§ Task details
List each line of the data in which the string "screenshot" appears.

§ Records to use
※ ※ ※
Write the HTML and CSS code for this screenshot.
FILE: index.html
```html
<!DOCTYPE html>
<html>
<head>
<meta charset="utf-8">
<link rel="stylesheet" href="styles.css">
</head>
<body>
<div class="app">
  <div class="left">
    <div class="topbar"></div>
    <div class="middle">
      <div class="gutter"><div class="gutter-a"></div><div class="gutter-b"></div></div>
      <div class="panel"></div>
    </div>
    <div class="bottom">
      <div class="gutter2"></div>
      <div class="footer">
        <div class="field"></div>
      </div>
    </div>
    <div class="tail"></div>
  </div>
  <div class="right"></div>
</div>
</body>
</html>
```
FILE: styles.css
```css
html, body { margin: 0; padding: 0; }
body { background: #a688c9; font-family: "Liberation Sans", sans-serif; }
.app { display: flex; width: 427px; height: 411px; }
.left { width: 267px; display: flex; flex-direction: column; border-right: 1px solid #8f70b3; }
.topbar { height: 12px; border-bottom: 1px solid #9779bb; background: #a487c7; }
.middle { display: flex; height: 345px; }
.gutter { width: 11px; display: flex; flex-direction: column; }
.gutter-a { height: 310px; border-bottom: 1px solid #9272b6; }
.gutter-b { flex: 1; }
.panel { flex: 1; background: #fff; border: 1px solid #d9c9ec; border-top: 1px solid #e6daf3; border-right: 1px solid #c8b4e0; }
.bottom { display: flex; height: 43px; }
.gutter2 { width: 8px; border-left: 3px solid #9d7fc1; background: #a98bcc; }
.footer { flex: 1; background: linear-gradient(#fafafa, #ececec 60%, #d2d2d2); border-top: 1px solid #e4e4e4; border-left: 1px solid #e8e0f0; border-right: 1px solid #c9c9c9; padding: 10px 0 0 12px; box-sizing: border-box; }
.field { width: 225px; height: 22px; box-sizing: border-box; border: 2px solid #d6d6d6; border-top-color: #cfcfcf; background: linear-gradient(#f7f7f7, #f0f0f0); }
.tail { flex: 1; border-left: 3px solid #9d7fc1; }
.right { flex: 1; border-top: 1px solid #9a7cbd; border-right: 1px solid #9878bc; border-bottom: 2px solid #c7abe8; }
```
※ ※ ※
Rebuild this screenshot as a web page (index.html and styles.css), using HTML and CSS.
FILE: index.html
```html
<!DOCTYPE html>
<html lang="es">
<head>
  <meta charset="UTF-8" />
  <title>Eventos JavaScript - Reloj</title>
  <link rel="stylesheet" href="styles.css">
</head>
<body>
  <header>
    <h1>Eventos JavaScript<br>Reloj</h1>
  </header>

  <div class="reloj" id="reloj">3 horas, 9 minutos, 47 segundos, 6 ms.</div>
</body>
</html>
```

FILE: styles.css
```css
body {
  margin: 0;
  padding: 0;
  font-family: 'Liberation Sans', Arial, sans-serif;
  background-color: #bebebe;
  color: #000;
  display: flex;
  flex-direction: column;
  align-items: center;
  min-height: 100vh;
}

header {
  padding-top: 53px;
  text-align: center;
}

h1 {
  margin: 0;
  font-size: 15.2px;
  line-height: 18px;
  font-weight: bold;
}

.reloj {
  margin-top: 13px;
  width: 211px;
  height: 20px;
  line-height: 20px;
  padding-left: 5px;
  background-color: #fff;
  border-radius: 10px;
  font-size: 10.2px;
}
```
※ ※ ※
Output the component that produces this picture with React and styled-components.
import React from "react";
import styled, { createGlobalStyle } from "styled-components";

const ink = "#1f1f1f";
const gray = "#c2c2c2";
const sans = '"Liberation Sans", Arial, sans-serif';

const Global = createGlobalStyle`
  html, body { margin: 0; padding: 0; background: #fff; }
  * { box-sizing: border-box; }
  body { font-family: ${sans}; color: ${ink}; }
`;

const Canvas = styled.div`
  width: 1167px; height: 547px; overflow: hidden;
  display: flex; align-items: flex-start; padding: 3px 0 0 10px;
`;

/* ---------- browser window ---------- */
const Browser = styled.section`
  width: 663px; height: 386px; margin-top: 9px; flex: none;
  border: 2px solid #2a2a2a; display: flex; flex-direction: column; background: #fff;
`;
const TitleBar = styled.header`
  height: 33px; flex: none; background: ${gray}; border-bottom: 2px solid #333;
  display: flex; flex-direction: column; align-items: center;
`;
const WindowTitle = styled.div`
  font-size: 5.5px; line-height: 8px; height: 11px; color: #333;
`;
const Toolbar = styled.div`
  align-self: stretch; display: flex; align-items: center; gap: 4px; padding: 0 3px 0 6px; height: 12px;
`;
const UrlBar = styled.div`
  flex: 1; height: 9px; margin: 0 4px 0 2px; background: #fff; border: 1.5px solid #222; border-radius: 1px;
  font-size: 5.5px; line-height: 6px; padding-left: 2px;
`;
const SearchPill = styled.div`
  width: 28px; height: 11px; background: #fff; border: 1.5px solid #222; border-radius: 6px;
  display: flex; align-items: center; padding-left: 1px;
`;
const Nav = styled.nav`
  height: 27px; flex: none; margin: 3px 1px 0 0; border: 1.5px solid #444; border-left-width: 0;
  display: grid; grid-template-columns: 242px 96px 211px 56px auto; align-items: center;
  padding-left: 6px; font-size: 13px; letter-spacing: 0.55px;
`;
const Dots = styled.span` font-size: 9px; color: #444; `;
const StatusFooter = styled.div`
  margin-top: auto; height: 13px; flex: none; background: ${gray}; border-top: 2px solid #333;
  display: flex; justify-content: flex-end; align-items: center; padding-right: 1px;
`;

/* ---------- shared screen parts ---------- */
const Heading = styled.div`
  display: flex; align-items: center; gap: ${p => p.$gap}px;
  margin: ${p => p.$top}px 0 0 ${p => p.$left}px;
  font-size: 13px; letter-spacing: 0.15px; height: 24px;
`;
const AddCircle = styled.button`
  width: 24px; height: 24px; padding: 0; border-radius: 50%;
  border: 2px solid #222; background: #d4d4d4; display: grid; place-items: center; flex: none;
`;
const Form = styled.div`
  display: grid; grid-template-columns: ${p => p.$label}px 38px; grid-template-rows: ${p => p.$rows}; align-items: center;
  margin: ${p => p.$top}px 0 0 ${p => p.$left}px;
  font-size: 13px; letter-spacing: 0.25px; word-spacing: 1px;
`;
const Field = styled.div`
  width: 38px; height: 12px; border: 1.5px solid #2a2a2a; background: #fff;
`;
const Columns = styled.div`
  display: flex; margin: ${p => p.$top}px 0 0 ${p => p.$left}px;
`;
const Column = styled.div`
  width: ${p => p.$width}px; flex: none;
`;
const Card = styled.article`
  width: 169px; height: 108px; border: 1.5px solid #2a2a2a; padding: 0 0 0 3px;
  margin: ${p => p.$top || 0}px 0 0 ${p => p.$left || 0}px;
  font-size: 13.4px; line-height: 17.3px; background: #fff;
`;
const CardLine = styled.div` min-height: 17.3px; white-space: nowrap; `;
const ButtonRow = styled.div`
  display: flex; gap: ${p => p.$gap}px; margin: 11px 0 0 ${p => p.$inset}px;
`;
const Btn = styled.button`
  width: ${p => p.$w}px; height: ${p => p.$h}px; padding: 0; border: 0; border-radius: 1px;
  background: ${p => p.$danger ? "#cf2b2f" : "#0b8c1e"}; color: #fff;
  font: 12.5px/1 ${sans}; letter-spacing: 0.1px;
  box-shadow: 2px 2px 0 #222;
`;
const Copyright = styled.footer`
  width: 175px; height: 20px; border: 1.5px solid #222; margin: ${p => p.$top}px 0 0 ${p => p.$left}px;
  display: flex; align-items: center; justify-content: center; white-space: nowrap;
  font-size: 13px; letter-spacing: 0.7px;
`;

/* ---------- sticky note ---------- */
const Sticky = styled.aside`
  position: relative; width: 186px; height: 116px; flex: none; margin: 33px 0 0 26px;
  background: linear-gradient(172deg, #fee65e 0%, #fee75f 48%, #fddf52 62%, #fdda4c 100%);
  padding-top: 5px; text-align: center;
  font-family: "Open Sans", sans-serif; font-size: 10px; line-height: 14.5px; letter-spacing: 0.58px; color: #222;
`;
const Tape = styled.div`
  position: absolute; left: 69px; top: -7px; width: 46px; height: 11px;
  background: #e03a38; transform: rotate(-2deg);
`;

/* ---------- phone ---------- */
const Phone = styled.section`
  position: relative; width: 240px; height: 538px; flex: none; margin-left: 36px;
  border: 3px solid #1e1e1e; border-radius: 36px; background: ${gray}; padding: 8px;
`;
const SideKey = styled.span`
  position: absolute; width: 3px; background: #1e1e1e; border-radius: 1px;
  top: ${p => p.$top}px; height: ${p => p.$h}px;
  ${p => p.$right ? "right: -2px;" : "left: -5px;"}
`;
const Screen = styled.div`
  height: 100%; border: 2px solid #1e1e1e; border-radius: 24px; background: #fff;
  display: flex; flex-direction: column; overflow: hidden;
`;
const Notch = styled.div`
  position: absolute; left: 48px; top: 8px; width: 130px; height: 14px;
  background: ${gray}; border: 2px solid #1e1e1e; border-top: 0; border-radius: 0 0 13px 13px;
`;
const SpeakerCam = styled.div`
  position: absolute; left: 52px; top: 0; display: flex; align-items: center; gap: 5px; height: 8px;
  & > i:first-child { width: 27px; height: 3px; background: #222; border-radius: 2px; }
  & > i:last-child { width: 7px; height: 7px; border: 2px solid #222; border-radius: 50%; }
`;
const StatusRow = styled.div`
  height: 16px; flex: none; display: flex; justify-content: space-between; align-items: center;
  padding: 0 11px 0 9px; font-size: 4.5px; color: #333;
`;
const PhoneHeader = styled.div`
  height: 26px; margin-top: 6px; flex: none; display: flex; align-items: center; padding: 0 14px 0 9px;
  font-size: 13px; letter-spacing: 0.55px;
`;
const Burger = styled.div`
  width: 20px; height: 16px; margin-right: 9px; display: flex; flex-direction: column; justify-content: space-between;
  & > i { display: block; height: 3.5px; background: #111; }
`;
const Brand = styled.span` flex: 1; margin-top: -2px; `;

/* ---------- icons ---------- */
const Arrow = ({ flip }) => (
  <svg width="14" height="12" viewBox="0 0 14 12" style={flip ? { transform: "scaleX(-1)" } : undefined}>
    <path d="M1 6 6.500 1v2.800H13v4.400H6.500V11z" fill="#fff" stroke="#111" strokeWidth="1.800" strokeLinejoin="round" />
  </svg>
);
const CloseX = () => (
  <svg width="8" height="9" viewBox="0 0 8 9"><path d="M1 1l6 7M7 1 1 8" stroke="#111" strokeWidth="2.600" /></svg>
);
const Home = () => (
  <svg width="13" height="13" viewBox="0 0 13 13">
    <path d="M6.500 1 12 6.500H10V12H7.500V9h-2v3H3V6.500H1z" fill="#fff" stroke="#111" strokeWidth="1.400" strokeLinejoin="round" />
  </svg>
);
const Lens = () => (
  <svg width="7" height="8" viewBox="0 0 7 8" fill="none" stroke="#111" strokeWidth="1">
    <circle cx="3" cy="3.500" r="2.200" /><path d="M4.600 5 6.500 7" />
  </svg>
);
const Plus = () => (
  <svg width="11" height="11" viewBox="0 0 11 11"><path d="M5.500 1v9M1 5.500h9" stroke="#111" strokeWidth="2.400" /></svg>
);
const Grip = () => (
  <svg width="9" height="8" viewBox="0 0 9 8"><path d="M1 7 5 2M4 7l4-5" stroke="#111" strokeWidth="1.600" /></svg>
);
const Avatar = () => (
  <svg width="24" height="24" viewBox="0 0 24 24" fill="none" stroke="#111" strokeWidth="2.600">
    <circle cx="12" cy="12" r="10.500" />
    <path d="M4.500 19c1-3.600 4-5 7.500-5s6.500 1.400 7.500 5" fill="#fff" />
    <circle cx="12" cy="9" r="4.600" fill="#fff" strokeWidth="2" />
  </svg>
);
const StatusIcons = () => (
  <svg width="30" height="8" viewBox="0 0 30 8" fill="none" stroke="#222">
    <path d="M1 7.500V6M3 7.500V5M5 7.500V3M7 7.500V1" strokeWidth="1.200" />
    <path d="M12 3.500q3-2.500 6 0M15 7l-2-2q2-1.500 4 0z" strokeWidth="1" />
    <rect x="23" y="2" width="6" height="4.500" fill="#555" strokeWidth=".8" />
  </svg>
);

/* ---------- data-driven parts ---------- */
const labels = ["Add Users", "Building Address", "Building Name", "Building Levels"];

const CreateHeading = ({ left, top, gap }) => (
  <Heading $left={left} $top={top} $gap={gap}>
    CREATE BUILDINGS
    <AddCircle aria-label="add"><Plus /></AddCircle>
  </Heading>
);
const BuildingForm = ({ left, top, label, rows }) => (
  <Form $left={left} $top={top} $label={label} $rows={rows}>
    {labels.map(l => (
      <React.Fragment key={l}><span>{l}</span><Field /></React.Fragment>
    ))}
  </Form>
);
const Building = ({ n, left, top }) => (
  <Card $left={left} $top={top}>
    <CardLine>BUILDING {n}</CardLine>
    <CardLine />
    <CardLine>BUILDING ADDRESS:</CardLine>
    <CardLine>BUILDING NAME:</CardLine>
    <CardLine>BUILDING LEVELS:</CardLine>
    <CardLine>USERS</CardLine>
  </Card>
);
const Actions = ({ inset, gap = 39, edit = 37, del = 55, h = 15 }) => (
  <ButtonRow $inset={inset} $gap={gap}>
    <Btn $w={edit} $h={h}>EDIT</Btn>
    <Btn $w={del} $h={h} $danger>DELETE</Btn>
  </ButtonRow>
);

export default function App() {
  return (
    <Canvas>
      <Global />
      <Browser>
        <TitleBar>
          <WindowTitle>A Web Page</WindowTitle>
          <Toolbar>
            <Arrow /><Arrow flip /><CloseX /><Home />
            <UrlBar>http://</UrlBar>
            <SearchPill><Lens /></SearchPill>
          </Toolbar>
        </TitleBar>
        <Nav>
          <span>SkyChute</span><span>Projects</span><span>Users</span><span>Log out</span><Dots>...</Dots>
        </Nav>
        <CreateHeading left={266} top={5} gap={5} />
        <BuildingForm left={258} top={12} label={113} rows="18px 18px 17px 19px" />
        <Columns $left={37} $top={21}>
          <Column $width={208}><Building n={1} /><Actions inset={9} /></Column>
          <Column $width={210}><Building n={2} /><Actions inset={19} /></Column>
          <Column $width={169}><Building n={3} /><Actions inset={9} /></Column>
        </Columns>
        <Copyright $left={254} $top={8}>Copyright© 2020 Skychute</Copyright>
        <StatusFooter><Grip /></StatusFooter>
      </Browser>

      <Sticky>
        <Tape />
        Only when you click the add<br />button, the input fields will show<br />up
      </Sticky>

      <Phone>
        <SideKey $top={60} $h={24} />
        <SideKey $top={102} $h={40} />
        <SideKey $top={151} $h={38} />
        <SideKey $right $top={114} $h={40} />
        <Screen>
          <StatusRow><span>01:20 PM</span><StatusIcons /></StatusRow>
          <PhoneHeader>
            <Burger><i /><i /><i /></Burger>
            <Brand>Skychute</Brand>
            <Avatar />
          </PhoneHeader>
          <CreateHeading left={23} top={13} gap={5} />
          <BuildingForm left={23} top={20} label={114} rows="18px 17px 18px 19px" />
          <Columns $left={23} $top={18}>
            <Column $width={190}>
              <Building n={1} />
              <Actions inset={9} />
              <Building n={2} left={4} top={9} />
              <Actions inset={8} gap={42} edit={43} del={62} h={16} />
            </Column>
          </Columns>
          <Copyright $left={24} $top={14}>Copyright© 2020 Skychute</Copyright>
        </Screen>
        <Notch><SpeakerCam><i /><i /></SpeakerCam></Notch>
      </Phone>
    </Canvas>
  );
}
※ ※ ※
§ Problem solution
Write the HTML and CSS code for this screenshot.
Rebuild this screenshot as a web page (index.html and styles.css), using HTML and CSS.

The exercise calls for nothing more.